Obviously, Cook’s statement was aimed at the likes of Google, Facebook, and to a lesser extent Amazon, but the clarity is pure Apple.
Apple has hundreds of millions of customers and works diligently to satisfy their needs. Google and Facebook’s customers are advertisers. Though financially successful, there’s an obvious misalignment going on; a strange conflation of user, customer, and product, sufficient that executives from Google, Facebook, and Amazon don’t want you to know about, and will defend any attempts to publicize it, up to and including the spread of fear, uncertainty, and doubt (FUD).
A frustration I have is that a lot of people increasingly seem to equate an advertising business model with somehow being out of alignment with your customers. I think it’s the most ridiculous concept. What, you think because you’re paying Apple that you’re somehow in alignment with them? If you were in alignment with them, then they’d make their products a lot cheaper.
See the problem? Zuckerberg is defending an indefensible position, conflating customer and user and product in an obviously creepy way. That got me to thinking about how modern technology giants, in this case Google, Facebook, and to a slightly lesser extent, Amazon, have disrupted the once clear differentiation between users, customers, and products.
In other words, Google, Facebook, and Amazon are becoming more creepy. I wonder why.
Google’s former CEO and adult supervisor, Eric Schmidt:
There’s such an overwhelming amount of information now, we can search where you are, see what you’re looking at if you take a picture with your camera. One way to think about this is, we’re trying to make people better people, literally give them better ideas—augmenting their experience. Think of it as augmented humanity.
Facebook is in a similar position. The company tracks who you are, where you are, what you say, who you say it to, what you see, and can aggregate all that information to form a profile about you which is then sold to advertisers, Facebook’s real customers.

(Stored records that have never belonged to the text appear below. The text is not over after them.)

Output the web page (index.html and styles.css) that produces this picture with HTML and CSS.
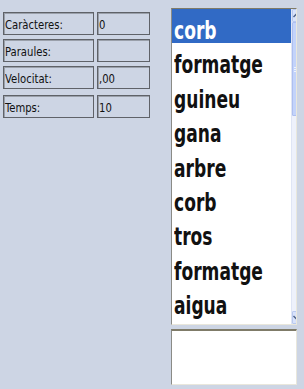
FILE: index.html
```html
<!DOCTYPE html>
<html lang="ca">
<head>
  <meta charset="UTF-8">
  <title>Mecanografia</title>
  <link rel="stylesheet" href="styles.css">
</head>
<body>
  <div class="page">
    <div class="stats">
      <div class="stat">
        <div class="label"><span>Caràcteres:</span></div>
        <div class="value"><span>0</span></div>
      </div>
      <div class="stat">
        <div class="label"><span>Paraules:</span></div>
        <div class="value"></div>
      </div>
      <div class="stat">
        <div class="label"><span>Velocitat:</span></div>
        <div class="value"><span>,00</span></div>
      </div>
      <div class="stat last">
        <div class="label"><span>Temps:</span></div>
        <div class="value"><span>10</span></div>
      </div>
    </div>
    <div class="side">
      <div class="words">
        <ul class="word-list">
          <li class="selected"><span>corb</span></li>
          <li><span>formatge</span></li>
          <li><span>guineu</span></li>
          <li><span>gana</span></li>
          <li><span>arbre</span></li>
          <li><span>corb</span></li>
          <li><span>tros</span></li>
          <li><span>formatge</span></li>
          <li><span>aigua</span></li>
        </ul>
        <div class="scrollbar">
          <div class="arrow up">
            <svg width="7" height="5" viewBox="0 0 7 5"><path d="M0.5 4 L3.5 1 L6.5 4" fill="none" stroke="#4d6185" stroke-width="1.4"/></svg>
          </div>
          <div class="thumb"><span></span><span></span><span></span></div>
          <div class="track"></div>
          <div class="arrow down">
            <svg width="7" height="5" viewBox="0 0 7 5"><path d="M0.5 1 L3.5 4 L6.5 1" fill="none" stroke="#4d6185" stroke-width="1.4"/></svg>
          </div>
        </div>
      </div>
      <div class="answer"></div>
    </div>
  </div>
</body>
</html>
```

FILE: styles.css
```css
body {
  margin: 0;
  background: #cdd5e4;
  font-family: "DejaVu Sans Condensed", "DejaVu Sans", sans-serif;
  color: #111;
}
.page {
  display: flex;
  height: 389px;
}
.stats {
  padding: 12px 0 0 3px;
  display: flex;
  flex-direction: column;
  gap: 4px;
}
.stat {
  display: flex;
  gap: 3px;
}
.stat.last {
  margin-top: 2px;
}
.label, .value {
  height: 21px;
  border: 1px solid #5f6268;
  box-shadow: inset 1px 1px 0 #9aa0aa;
  font-size: 13px;
  line-height: 23px;
  padding-left: 1px;
  box-sizing: content-box;
  white-space: nowrap;
}
.label span, .value span {
  display: inline-block;
  transform: scaleX(0.86);
  transform-origin: left;
}
.label {
  width: 88px;
}
.value {
  width: 50px;
}
.side {
  margin: 8px 7px 0 auto;
  width: 126px;
  display: flex;
  flex-direction: column;
  gap: 4px;
}
.words {
  height: 317px;
  box-sizing: border-box;
  background: #fff;
  border-top: 1px solid #7f7b68;
  border-left: 1px solid #8b8b86;
  border-right: 1px solid #e9e7dc;
  border-bottom: 1px solid #e9e7dc;
  display: flex;
  overflow: hidden;
}
.word-list {
  flex: 1;
  list-style: none;
  margin: 0;
  padding: 0;
  font-weight: bold;
  font-size: 25px;
  white-space: nowrap;
}
.word-list li {
  height: 34.4px;
  box-sizing: border-box;
  padding: 10px 0 0 2px;
  line-height: 24px;
}
.word-list span {
  display: inline-block;
  transform: scaleX(0.76);
  transform-origin: left;
}
.word-list .selected {
  background: #316ac5;
  color: #fff;
}
.scrollbar {
  width: 9px;
  display: flex;
  flex-direction: column;
  background: #eef1fb;
  border-left: 1px solid #dfe5f5;
}
.arrow {
  height: 11px;
  display: flex;
  align-items: center;
  justify-content: center;
  background: #d8e2fb;
  border: 1px solid #b9c9ef;
  border-radius: 1px;
}
.thumb {
  height: 92px;
  background: #c3d3fa;
  border: 1px solid #aebff0;
  border-radius: 1px;
  display: flex;
  flex-direction: column;
  justify-content: center;
  align-items: center;
  gap: 1px;
}
.thumb span {
  width: 5px;
  height: 1px;
  background: #eef3ff;
}
.track {
  flex: 1;
}
.answer {
  height: 56px;
  box-sizing: border-box;
  background: #fff;
  border-top: 2px solid #7f7b68;
  border-left: 1px solid #8b8b86;
  border-right: 1px solid #e9e7dc;
  border-bottom: 1px solid #e9e7dc;
}
```
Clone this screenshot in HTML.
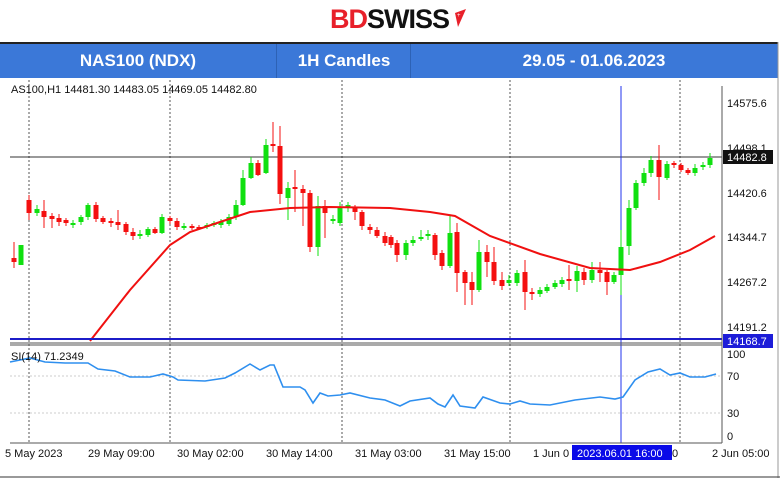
<!DOCTYPE html>
<html><head><meta charset="utf-8"><style>
html,body{margin:0;padding:0;background:#fff;width:780px;height:482px;overflow:hidden;font-family:"Liberation Sans",sans-serif}
.logo{position:absolute;left:330px;top:4px;font-weight:bold;font-size:27px;letter-spacing:-1px;line-height:30px}
.bar{position:absolute;left:0;top:42px;width:778px;height:36px;background:#3b78d8;border-top:2px solid #222;box-sizing:border-box}
.bar div{position:absolute;top:0;height:34px;line-height:34px;color:#fff;font-weight:bold;font-size:17px;text-align:center}
svg{position:absolute;left:0;top:0}
</style></head><body>
<div class="logo"><span style="color:#e8202a">BD</span><span style="color:#111">SWISS</span></div>
<svg width="780" height="482" style="z-index:1"><polygon points="455,13 466,9 458,27" fill="#e8202a"/><text x="457" y="17" font-size="6" fill="#fff" font-family="Liberation Sans">+</text></svg>
<div class="bar">
<div style="left:0;width:276px">NAS100 (NDX)</div>
<div style="left:276px;width:134px;border-left:1px solid #2d62b5">1H Candles</div>
<div style="left:410px;width:366px;border-left:1px solid #2d62b5">29.05 - 01.06.2023</div>
</div>
<svg id="c" width="780" height="482" font-family="Liberation Sans" font-size="11">
<line x1="778" y1="42" x2="778" y2="478" stroke="#999"/>
<line x1="0" y1="477" x2="780" y2="477" stroke="#333"/>
<g stroke="#555" stroke-dasharray="2,2">
<line x1="29" y1="80" x2="29" y2="443"/><line x1="170" y1="80" x2="170" y2="443"/>
<line x1="342" y1="80" x2="342" y2="443"/><line x1="510" y1="80" x2="510" y2="443"/>
<line x1="680" y1="80" x2="680" y2="443"/>
</g>
<g stroke="#ccc" stroke-dasharray="2,2"><line x1="10" y1="376" x2="722" y2="376"/><line x1="10" y1="413" x2="722" y2="413"/></g>
<line x1="10" y1="157" x2="722" y2="157" stroke="#333"/>
<line x1="621" y1="86" x2="621" y2="443" stroke="#2233ee"/>
<g id="cd"></g>
<polyline fill="none" stroke="#f01010" stroke-width="2" points="90,341 130,290 170,245 190,232 220,222 250,212 290,208 330,207 390,208 430,212 455,216 490,236 540,254 590,268 630,270 660,262 690,250 715,236"/>
<line x1="10" y1="339" x2="722" y2="339" stroke="#1c1cc8" stroke-width="2"/>
<line x1="10" y1="343" x2="722" y2="343" stroke="#555"/>
<line x1="10" y1="345" x2="722" y2="345" stroke="#555"/>
<line x1="722" y1="86" x2="722" y2="443" stroke="#555"/>
<line x1="10" y1="443" x2="722" y2="443" stroke="#555"/>
<polyline fill="none" stroke="#2e8fef" stroke-width="1.6" points="10,362 30,358 45,362 65,363 88,363 98,369 115,371 130,377 150,377 163,374 173,377 178,380 205,381 225,378 235,373 250,364 260,370 270,365 274,365 283,387 300,387 305,390 313,403 320,393 328,396 340,395 350,393 370,398 385,400 400,406 410,401 430,398 438,404 445,407 453,395 460,406 475,408 483,397 500,403 510,404 520,401 530,404 550,405 575,400 600,397 615,399 623,397 635,380 648,372 660,369 670,375 680,373 690,377 705,377 716,374"/>
<text x="11" y="93" fill="#111">AS100,H1  14481.30 14483.05 14469.05 14482.80</text>
<text x="11" y="360" fill="#111">SI(14) 71.2349</text>
<g fill="#111"><text x="727" y="107">14575.6</text><text x="727" y="152">14498.1</text><text x="727" y="197">14420.6</text><text x="727" y="241">14344.7</text><text x="727" y="286">14267.2</text><text x="727" y="331">14191.2</text>
<text x="727" y="358">100</text><text x="727" y="380">70</text><text x="727" y="417">30</text><text x="727" y="440">0</text></g>
<rect x="723" y="150" width="50" height="14" fill="#111"/><text x="727" y="161" fill="#fff">14482.8</text>
<rect x="723" y="334" width="50" height="14" fill="#1c1cd8"/><text x="727" y="345" fill="#fff">14168.7</text>
<g fill="#111"><text x="5" y="457">5 May 2023</text><text x="88" y="457">29 May 09:00</text><text x="177" y="457">30 May 02:00</text><text x="266" y="457">30 May 14:00</text><text x="355" y="457">31 May 03:00</text><text x="444" y="457">31 May 15:00</text><text x="533" y="457">1 Jun 0</text><text x="672" y="457">0</text><text x="712" y="457">2 Jun 05:00</text></g>
<rect x="572" y="445" width="100" height="15" fill="#0a0ae8"/><text x="577" y="457" fill="#fff">2023.06.01 16:00</text>
</svg>
<script>
var d=[[14,'r',258,262,242,268],[21,'g',245,265,245,265],[29,'r',200,213,195,220],[37,'g',209,213,205,216],[44,'r',211,217,200,228],[52,'r',216,219,213,228],[59,'r',218,222,214,226],[66,'r',220,223,218,226],[73,'g',223,225,220,228],[81,'g',217,222,215,225],[88,'g',205,217,203,220],[96,'r',205,219,202,222],[103,'r',218,222,216,224],[111,'r',221,223,218,227],[118,'r',222,225,210,230],[126,'r',224,232,222,235],[133,'r',232,236,228,240],[140,'g',234,236,230,239],[148,'g',229,235,227,237],[155,'r',229,233,227,234],[162,'g',217,233,214,234],[170,'r',218,221,216,224],[177,'r',221,227,218,230],[184,'g',226,228,223,230],[192,'r',226,228,224,230],[199,'r',227,229,225,230],[207,'g',225,227,223,229],[214,'g',223,225,221,227],[221,'g',222,225,219,228],[229,'g',217,224,214,226],[236,'g',205,217,200,220],[243,'g',178,205,170,206],[251,'g',163,178,157,179],[258,'r',163,175,160,176],[266,'g',145,173,139,174],[273,'r',144,146,122,152],[280,'r',146,194,126,204],[288,'g',188,198,182,220],[295,'r',187,189,170,212],[303,'r',189,193,185,226],[310,'r',193,247,190,252],[318,'g',206,247,196,256],[325,'r',206,213,200,238],[333,'g',219,221,215,224],[340,'g',208,223,202,226],[348,'g',205,208,202,212],[355,'r',208,212,205,220],[362,'r',212,226,210,230],[370,'r',227,230,224,234],[377,'r',230,236,227,238],[385,'r',236,243,232,246],[391,'r',237,245,235,248],[397,'r',243,255,240,262],[406,'g',243,255,240,260],[413,'g',240,243,236,246],[421,'g',237,239,230,241],[428,'g',234,236,230,240],[435,'r',235,255,233,260],[442,'r',253,266,250,270],[450,'g',233,266,215,268],[457,'r',232,273,223,292],[465,'r',272,283,270,305],[472,'r',282,290,272,305],[479,'g',252,290,240,292],[487,'r',252,262,245,277],[494,'r',262,281,247,285],[502,'r',280,286,272,290],[509,'g',280,283,275,286],[517,'g',273,283,270,286],[525,'r',272,292,260,310],[532,'r',292,294,288,300],[540,'g',290,294,287,297],[547,'g',287,291,284,293],[555,'g',283,287,280,289],[562,'g',280,284,277,287],[569,'r',279,281,265,290],[577,'g',271,281,266,292],[584,'r',272,280,268,285],[592,'g',270,280,262,283],[600,'r',270,273,262,282],[607,'r',272,282,270,295],[614,'g',275,282,272,284],[621,'g',247,275,230,295],[629,'g',208,246,200,255],[636,'g',183,208,180,210],[644,'g',173,183,168,186],[651,'g',160,173,156,177],[659,'r',160,177,145,200],[667,'g',164,178,161,180],[674,'r',163,165,161,168],[681,'r',165,170,163,172],[688,'r',170,173,168,175],[695,'g',168,173,164,176],[703,'g',165,167,162,170],[710,'g',158,165,153,168]];
var g=document.getElementById('cd'),s='';
d.forEach(function(c){var col=c[1]=='r'?'#f41010':'#10e010';var h=Math.max(c[3]-c[2],2);
s+='<line x1="'+c[0]+'" x2="'+c[0]+'" y1="'+c[4]+'" y2="'+c[5]+'" stroke="'+col+'"/><rect x="'+(c[0]-2.5)+'" y="'+c[2]+'" width="5" height="'+h+'" fill="'+col+'"/>';});
g.innerHTML=s;
</script>
</body></html>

Amazon’s position is slightly different, but equally creepy. Amazon’s customers buy from Amazon, but Amazon tracks who you are, where you are, what you view, what you search for, why you buy, when you buy, and aggregates all that information to form a profile about you so it can better serve you by trying to sell you more products in tune with your wants and needs.
Amazon’s two latest technology gadgets are the new Echo and the smartphone flop, Fire Phone. Both devices can listen to what you say, store that information so Amazon’s profile of you grows, perhaps more accurately every day. Why? To better serve you more products to buy.
To a growing extent, Google, Facebook, and Amazon have reached a point where their pervasiveness and public goal is as obvious as the title of the short story by Damon Knight, ‘To Serve Man.’
That brings up another question. Are the co-founders and executives of Google, Facebook, and Amazon– Paige, Schmidt, Zuckerberg, Bezos– merely 21st century descendants or perhaps proxies of the Kanamit race?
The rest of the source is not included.